Hawley is the first senator to announce his plan to object to the presidential election results, which is a significant development because a sitting member of the house and a senator are required to mount an objection when the Electoral College votes are counted on January 6.
Hawley’s objection has put in motion a call for other Republican senators to join in objection to the confirmation of Joe Biden but puts some Republicans in a difficult position due to their desire to move forward to put Joe Biden in the Oval Office against the mounting calls from the Republican base to support President Donald Trump.

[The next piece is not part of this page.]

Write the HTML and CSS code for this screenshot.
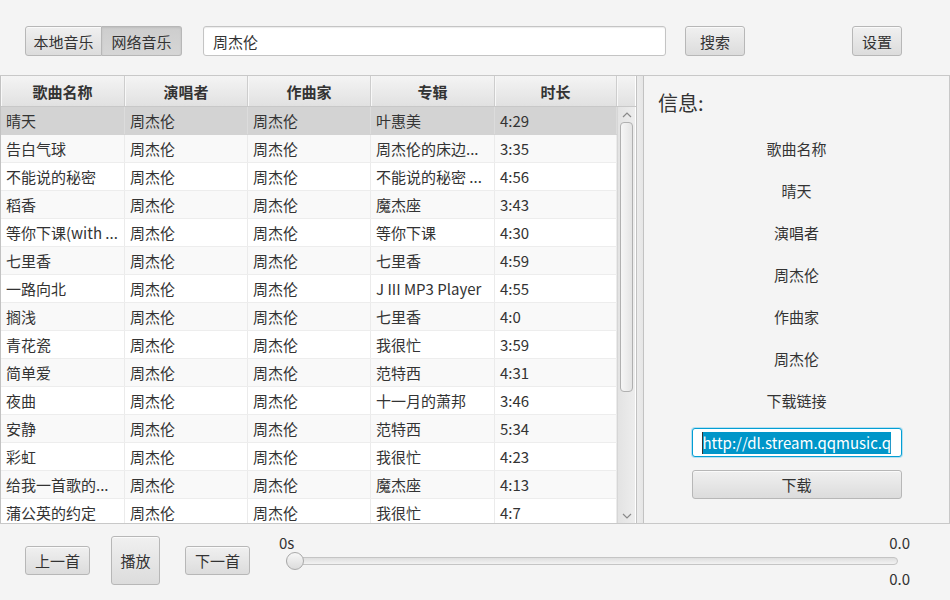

Senate Majority Leader Mitch McConnell has privately urged Senate Republicans not to join the group of House members who are planning to object. Senate Majority Whip John Thune argued against it publicly, prompting a rebuke from Trump on Twitter and the threat of a primary challenge.
Trump has been pushing for Congress to try to overturn the election result as his campaign's attempts to overturn the election through the courts have been repeatedly rejected.

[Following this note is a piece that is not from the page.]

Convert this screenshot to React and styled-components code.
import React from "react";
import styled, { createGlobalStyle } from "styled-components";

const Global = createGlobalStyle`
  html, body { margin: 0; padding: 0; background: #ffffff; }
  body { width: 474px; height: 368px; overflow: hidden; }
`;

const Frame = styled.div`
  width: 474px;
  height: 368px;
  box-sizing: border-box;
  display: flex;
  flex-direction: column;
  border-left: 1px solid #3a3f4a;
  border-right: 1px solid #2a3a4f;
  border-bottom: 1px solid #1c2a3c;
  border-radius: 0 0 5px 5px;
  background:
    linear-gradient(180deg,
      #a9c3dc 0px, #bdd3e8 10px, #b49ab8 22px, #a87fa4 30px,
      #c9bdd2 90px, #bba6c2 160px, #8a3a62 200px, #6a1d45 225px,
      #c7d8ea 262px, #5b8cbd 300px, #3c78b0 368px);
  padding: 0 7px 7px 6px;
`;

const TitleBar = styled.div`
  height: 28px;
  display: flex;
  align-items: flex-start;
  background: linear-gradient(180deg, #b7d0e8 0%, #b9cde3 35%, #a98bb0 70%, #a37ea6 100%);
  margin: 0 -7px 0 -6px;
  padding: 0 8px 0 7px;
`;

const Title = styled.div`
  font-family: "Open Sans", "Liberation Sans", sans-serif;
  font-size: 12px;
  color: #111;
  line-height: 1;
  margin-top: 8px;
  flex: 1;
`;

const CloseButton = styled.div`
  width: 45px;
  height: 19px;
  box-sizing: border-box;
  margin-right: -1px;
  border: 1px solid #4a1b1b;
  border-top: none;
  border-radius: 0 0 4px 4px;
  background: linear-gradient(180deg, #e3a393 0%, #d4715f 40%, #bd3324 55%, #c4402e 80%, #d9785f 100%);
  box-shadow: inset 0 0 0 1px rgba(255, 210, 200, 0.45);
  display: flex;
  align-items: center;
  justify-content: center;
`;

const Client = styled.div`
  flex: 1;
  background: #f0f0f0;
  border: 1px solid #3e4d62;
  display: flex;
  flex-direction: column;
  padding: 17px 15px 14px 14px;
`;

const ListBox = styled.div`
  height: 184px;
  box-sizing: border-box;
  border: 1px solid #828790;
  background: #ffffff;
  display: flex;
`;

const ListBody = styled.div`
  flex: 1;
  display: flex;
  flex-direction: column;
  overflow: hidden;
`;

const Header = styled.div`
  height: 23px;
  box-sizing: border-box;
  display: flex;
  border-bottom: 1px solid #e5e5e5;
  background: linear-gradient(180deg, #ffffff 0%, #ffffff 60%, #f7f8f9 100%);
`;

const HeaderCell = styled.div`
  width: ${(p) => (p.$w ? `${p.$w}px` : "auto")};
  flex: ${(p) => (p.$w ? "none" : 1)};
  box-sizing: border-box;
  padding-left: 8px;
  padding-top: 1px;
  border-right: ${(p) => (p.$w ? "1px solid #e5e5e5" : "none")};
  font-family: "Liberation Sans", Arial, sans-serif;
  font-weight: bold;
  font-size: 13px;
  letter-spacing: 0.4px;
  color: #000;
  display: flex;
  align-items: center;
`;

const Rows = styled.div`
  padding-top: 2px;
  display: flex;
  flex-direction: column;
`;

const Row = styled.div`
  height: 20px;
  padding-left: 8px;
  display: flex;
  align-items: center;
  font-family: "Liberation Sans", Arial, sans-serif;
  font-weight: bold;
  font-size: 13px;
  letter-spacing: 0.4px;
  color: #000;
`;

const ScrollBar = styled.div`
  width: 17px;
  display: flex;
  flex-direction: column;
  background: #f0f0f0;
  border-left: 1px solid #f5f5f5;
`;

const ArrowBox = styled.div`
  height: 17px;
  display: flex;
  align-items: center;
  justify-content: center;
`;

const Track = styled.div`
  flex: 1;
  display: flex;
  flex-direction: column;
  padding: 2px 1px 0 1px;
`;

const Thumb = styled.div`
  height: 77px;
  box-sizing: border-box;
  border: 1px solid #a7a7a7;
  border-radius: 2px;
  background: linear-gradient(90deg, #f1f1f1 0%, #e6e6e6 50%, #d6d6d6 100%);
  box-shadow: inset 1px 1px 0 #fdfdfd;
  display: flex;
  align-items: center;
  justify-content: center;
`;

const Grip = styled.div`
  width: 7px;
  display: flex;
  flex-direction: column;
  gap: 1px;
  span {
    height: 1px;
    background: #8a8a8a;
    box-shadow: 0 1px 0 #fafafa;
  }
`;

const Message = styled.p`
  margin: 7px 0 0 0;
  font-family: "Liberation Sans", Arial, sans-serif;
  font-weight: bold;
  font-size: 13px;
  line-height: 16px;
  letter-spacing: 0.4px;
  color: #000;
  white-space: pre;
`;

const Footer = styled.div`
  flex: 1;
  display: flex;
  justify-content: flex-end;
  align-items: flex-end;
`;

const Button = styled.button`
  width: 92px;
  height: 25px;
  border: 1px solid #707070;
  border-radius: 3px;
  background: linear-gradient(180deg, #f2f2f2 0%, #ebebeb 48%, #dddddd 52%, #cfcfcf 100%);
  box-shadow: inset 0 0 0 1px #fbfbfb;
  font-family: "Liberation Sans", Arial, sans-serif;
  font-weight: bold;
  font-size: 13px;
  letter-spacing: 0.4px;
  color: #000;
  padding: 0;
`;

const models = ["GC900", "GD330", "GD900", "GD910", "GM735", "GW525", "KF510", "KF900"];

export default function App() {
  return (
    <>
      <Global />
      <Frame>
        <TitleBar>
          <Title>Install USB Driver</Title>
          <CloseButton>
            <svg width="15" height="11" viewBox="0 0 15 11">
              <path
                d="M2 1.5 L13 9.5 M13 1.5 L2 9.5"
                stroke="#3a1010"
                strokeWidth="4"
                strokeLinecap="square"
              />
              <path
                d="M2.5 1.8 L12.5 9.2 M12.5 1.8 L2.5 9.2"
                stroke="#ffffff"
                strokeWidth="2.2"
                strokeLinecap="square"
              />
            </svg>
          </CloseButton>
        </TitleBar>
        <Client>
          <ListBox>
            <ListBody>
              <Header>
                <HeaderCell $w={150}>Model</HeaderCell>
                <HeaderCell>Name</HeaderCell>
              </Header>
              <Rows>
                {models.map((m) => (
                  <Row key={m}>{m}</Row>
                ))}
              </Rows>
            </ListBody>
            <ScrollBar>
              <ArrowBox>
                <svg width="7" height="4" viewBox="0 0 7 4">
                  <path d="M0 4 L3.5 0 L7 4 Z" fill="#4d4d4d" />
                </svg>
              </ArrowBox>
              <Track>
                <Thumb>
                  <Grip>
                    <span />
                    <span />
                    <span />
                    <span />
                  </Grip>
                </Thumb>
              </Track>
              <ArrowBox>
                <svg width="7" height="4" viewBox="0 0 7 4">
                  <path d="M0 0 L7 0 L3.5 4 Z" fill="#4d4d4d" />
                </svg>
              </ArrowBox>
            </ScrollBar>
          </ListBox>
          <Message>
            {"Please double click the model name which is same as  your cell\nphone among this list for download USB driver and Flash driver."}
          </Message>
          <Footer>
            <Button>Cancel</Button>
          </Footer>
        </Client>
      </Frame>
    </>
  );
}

McConnell has made clear to his conference that objecting is a fruitless endeavor that will not only prolong the process, but would force many Republicans to vote against Trump once that process is complete. McConnell's top deputies have shared similar views with members of the Senate GOP, aides say.
But that hasn't kept several Republican senators from keeping the option open. It's a spot that places them in between McConnell, who will continue to serve as the party's Senate leader and highest-ranking Republican in the country, and Trump, who will soon be out of office but whose power within the party, particularly with its base, remains unquestioned.

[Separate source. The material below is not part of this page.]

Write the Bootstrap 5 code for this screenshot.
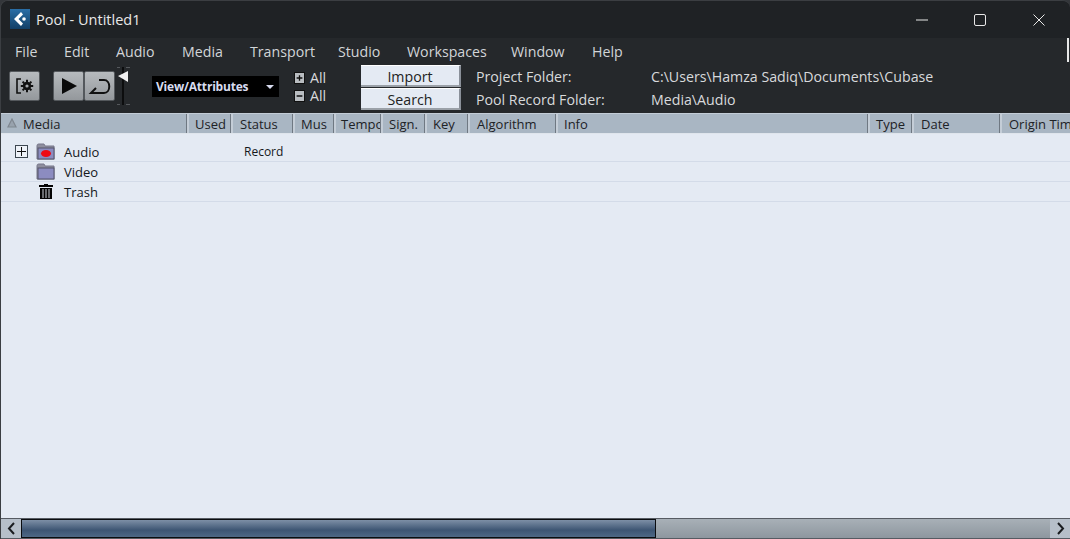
<!DOCTYPE html>
<html lang="en">
<head>
<meta charset="utf-8">
<title>Pool - Untitled1</title>
<link href="https://cdn.jsdelivr.net/npm/bootstrap@5.3.0/dist/css/bootstrap.min.css" rel="stylesheet">
<style>
html,body{height:539px;overflow:hidden;background:#33363a;}
body{font-family:"Open Sans","Noto Sans",sans-serif;font-size:13px;color:#111;}
.win{width:1070px;height:539px;background:#25282b;border-top-left-radius:8px;border-top-right-radius:8px;border:1px solid #3b3e42;border-bottom:0;border-right:0;overflow:hidden;}
.titlebar{height:37px;flex:none;background:#1f2225;color:#e8e8e8;font-size:14.5px;}
.logo{width:20px;height:20px;margin:-1px 6px 0 9px;}
.winctl{margin-right:1px;}
.wbtn{width:58px;height:35px;}
.wbtn:last-child{width:60px;}
.menubar{height:27px;flex:none;color:#d2d5d8;font-size:14.2px;padding-left:14px;}
.mi{white-space:nowrap;line-height:28px;}
.mi1{width:49px}.mi2{width:52px}.mi3{width:66px}.mi4{width:68px}.mi5{width:88px}.mi6{width:69px}.mi7{width:104px}.mi8{width:81px}.mi9{width:60px}
.menumark{width:2px;height:24px;background:#e8e8e8;margin-left:auto;margin-right:1px;}
.toolbar{height:48px;flex:none;color:#d8dadc;font-size:14.2px;}
.tbtn{width:31px;height:30px;margin-top:6px;background:linear-gradient(#b7bbbe,#94989c);border:1px solid #54585c;border-radius:2px;padding:0;flex:none;}
.gear{margin-left:8px;margin-right:13px;}
.slider{width:20px;height:38px;margin-top:2px;margin-right:17px;flex:none;}
.viewsel{width:127px;height:21px;margin-top:11px;background:#000;color:#d8dcf0;font-weight:700;font-size:12px;padding:1px 5px 0 4px;margin-right:16px;letter-spacing:-.2px;}
.caret-mk{width:0;height:0;border-left:4px solid transparent;border-right:4px solid transparent;border-top:4px solid #d8dcf0;}
.allcol{width:66px;margin-top:4px;margin-left:-1px;margin-right:1px;line-height:18px;}
.pm{width:11px;height:12px;background:#b9bdc1;border:1px solid #111;margin-right:5px;flex:none;}
.actcol{width:100px;margin-right:15px;gap:1px;}
.actbtn{height:22px;background:#e4eaf3;color:#222;border-top:1px solid #fff;border-right:2px solid #8a9099;border-bottom:2px solid #9ba1a8;font-size:14.2px;line-height:21px;text-align:center;}
.lab{width:175px;line-height:23px;}
.info-col{line-height:23px;}
.thead{height:21px;flex:none;background:#a9b6c3;border-top:1px solid #c3ccd6;border-bottom:1px solid #dfe5ec;color:#1d2226;font-size:13px;}
.th{height:100%;border-right:1px solid #6f7882;box-shadow:2px 0 0 #c4cdd7;margin-right:2px;padding-left:6px;white-space:nowrap;overflow:hidden;line-height:21px;flex:none;}
.c1{width:186px;padding-left:22px;position:relative}.c2{width:42px}.c3{width:60px;padding-left:7px}.c4{width:39px}.c5{width:45px;padding-left:5px}.c6{width:42px}.c7{width:41px}.c8{width:86px;padding-left:7px}.c9{width:310px}.c10{width:42px}.c11{width:86px;padding-left:7px}.c12{width:70px;border-right:0;box-shadow:none;padding-left:7px;margin-right:0}
.sort{position:absolute;left:6px;top:4px;}
.listbody{height:384px;flex:none;background:#e4eaf3;padding-top:8px;}
.trow{height:20px;border-bottom:1px solid #d3dbe8;color:#15181b;line-height:20px;}
.tree-plus{width:13px;height:13px;border:1px solid #3c4650;background:#eef2f8;margin-left:14px;margin-right:8px;flex:none;}
.ico{width:20px;height:18px;flex:none;}
.spacer{width:35px;flex:none;}
.nm{margin-left:8px;width:180px;}
.rec{font-size:12px;}
.sbar{height:21px;flex:none;background:#565b62;padding-top:1px;}
.sarrow{width:20px;height:19px;background:#b6bfc9;flex:none;}
.sthumb{width:635px;height:19px;background:linear-gradient(#7d8fa6,#3d5573 60%,#4e6885);border:1px solid #0b0d10;flex:none;}
.strack{height:19px;background:linear-gradient(#a8b0b7,#8e979f);}
</style>
</head>
<body>
<div class="win d-flex flex-column">
  <div class="titlebar d-flex align-items-center">
    <svg class="logo" viewBox="0 0 20 20"><defs><linearGradient id="lg" x1="0" y1="0" x2="0" y2="1"><stop offset="0" stop-color="#2a6ea6"/><stop offset="1" stop-color="#123f66"/></linearGradient></defs><rect width="20" height="20" fill="url(#lg)"/><path d="M11 3 L4 10 L11 17 L13 14.5 L8.5 10 L13 5.5Z" fill="#fff"/><circle cx="14" cy="10" r="1.8" fill="#fff"/></svg>
    <span>Pool - Untitled1</span>
    <div class="ms-auto d-flex winctl">
      <div class="wbtn d-flex align-items-center justify-content-center"><svg width="12" height="12" viewBox="0 0 12 12"><path d="M0 6H12" stroke="#e8e8e8" stroke-width="1"/></svg></div>
      <div class="wbtn d-flex align-items-center justify-content-center"><svg width="12" height="12" viewBox="0 0 12 12"><rect x=".5" y=".5" width="11" height="11" rx="1.5" fill="none" stroke="#e8e8e8"/></svg></div>
      <div class="wbtn d-flex align-items-center justify-content-center"><svg width="12" height="12" viewBox="0 0 12 12"><path d="M.5.5 11.5 11.5M11.5.5.5 11.5" stroke="#e8e8e8"/></svg></div>
    </div>
  </div>
  <div class="menubar d-flex align-items-start">
    <span class="mi mi1">File</span><span class="mi mi2">Edit</span><span class="mi mi3">Audio</span><span class="mi mi4">Media</span><span class="mi mi5">Transport</span><span class="mi mi6">Studio</span><span class="mi mi7">Workspaces</span><span class="mi mi8">Window</span><span class="mi mi9">Help</span>
    <div class="menumark"></div>
  </div>
  <div class="toolbar d-flex align-items-start">
    <button class="tbtn gear d-flex align-items-center justify-content-center" aria-label="Settings"><svg width="22" height="20" viewBox="0 0 22 20"><path d="M7 3H3V17H7" fill="none" stroke="#111" stroke-width="1.6"/><circle cx="13" cy="10" r="2.9" fill="none" stroke="#111" stroke-width="2.6"/><path d="M13 3.8V6M13 14V16.2M6.8 10H9M17 10H19.2M8.6 5.6 10.2 7.2M15.8 12.8 17.4 14.4M17.4 5.6 15.8 7.2M10.2 12.8 8.6 14.4" stroke="#111" stroke-width="2"/></svg></button>
    <button class="tbtn d-flex align-items-center justify-content-center" aria-label="Play"><svg width="18" height="18" viewBox="0 0 18 18"><path d="M2 1 17 9 2 17Z" fill="#0a0a0a"/></svg></button>
    <button class="tbtn d-flex align-items-center justify-content-center" aria-label="Loop"><svg width="24" height="17" viewBox="0 0 24 17"><path d="M11 2H16C23 2 23 15 16 15H3L8 10" fill="none" stroke="#111" stroke-width="2"/></svg></button>
    <svg class="slider" viewBox="0 0 20 38"><path d="M2 .5H5M11 .5H15M2 37.5H5M11 37.5H15" stroke="#55585c"/><path d="M8 0V38" stroke="#0c0d0e" stroke-width="2"/><path d="M3 9 13 4V15Z" fill="#f0f0f0"/></svg>
    <div class="viewsel d-flex align-items-center justify-content-between"><span>View/Attributes</span><span class="caret-mk"></span></div>
    <div class="allcol d-flex flex-column">
      <div class="d-flex align-items-center"><svg class="pm" viewBox="0 0 11 12"><path d="M2 6H9M5.5 2.5V9.5" stroke="#111" stroke-width="1.6"/></svg>All</div>
      <div class="d-flex align-items-center"><svg class="pm" viewBox="0 0 11 12"><path d="M2 6H9" stroke="#111" stroke-width="2"/></svg>All</div>
    </div>
    <div class="actcol d-flex flex-column">
      <div class="actbtn">Import</div>
      <div class="actbtn">Search</div>
    </div>
    <div class="lab d-flex flex-column"><span>Project Folder:</span><span>Pool Record Folder:</span></div>
    <div class="info-col d-flex flex-column"><span>C:\Users\Hamza Sadiq\Documents\Cubase</span><span>Media\Audio</span></div>
  </div>
  <div class="thead d-flex">
    <div class="th c1"><svg class="sort" width="10" height="10" viewBox="0 0 10 10"><path d="M5 1 9 9H1Z" fill="#98a2ad" stroke="#7f8790" stroke-width="1.2"/></svg>Media</div>
    <div class="th c2">Used</div><div class="th c3">Status</div><div class="th c4">Mus</div><div class="th c5">Tempo</div><div class="th c6">Sign.</div><div class="th c7">Key</div><div class="th c8">Algorithm</div><div class="th c9">Info</div><div class="th c10">Type</div><div class="th c11">Date</div><div class="th c12">Origin Time</div>
  </div>
  <div class="listbody">
    <div class="trow d-flex align-items-center">
      <div class="tree-plus d-flex align-items-center justify-content-center"><svg width="9" height="9" viewBox="0 0 9 9"><path d="M0 4.5H9M4.5 0V9" stroke="#111"/></svg></div>
      <svg class="ico" viewBox="0 0 20 18"><path d="M1 3C1 1 2 1 3 1H8L9 3H18V16H1Z" fill="#8e8e9e" stroke="#77778a"/><rect x="2" y="5" width="16" height="11" fill="#8c8cc0" stroke="#55556a"/><ellipse cx="10" cy="10.5" rx="5" ry="3.5" fill="#ee0a14"/></svg>
      <span class="nm">Audio</span><span class="rec">Record</span>
    </div>
    <div class="trow d-flex align-items-center">
      <div class="spacer"></div>
      <svg class="ico" viewBox="0 0 20 18"><path d="M1 3C1 1 2 1 3 1H8L9 3H18V16H1Z" fill="#8e8e9e" stroke="#77778a"/><rect x="2" y="5" width="16" height="11" fill="#8c8cc0" stroke="#55556a"/></svg>
      <span class="nm">Video</span>
    </div>
    <div class="trow d-flex align-items-center">
      <div class="spacer"></div>
      <svg class="ico" viewBox="0 0 20 18"><path d="M8 2V1H12V2H17V4H3V2ZM4 5H16V16H4Z" fill="#050505"/><path d="M7 6V15M10 6V15M13 6V15" stroke="#e4eaf3" stroke-width=".9"/></svg>
      <span class="nm">Trash</span>
    </div>
  </div>
  <div class="sbar d-flex">
    <div class="sarrow d-flex align-items-center justify-content-center"><svg width="9" height="13" viewBox="0 0 9 13"><path d="M7 1 2 6.5 7 12" fill="none" stroke="#1a1d20" stroke-width="2"/></svg></div>
    <div class="sthumb"></div>
    <div class="strack flex-grow-1"></div>
    <div class="sarrow d-flex align-items-center justify-content-center"><svg width="9" height="13" viewBox="0 0 9 13"><path d="M2 1 7 6.5 2 12" fill="none" stroke="#1a1d20" stroke-width="2"/></svg></div>
  </div>
</div>
</body>
</html>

“I cannot vote to certify the electoral college results on January 6 without raising the fact that some states, particularly Pennsylvania, failed to follow their own state election laws,” Hawley said. “At the very least, Congress should investigate allegations of voter fraud and adopt measures to secure the integrity of our elections. But Congress has so far failed to act.”
Citing previous Democratic objections during the counting of Electoral College votes in 2004 and 2016, Hawley stated that Democrats were “entitled to do so,” that “now those of us concerned about the integrity of this election are entitled to do the same.”
Democrat Senator Amy Klobuchar took to social media to condemn Hawley, referring to the President’s objections to the election results as a “coup”, saying:
“This is how you run for President on the Republican side in 2024. You join a coup attempt. Democracy will prevail. As lead Dem on Rules Com. I will guarantee it. There’s a bipartisan group of electeds who will put our country first. See you on the 6th!”
According to Congressional rules, if an objection is raised by a member in both the House and the Senate, the two chambers must debate the matter for two hours before voting on whether to sustain the objection or uphold it.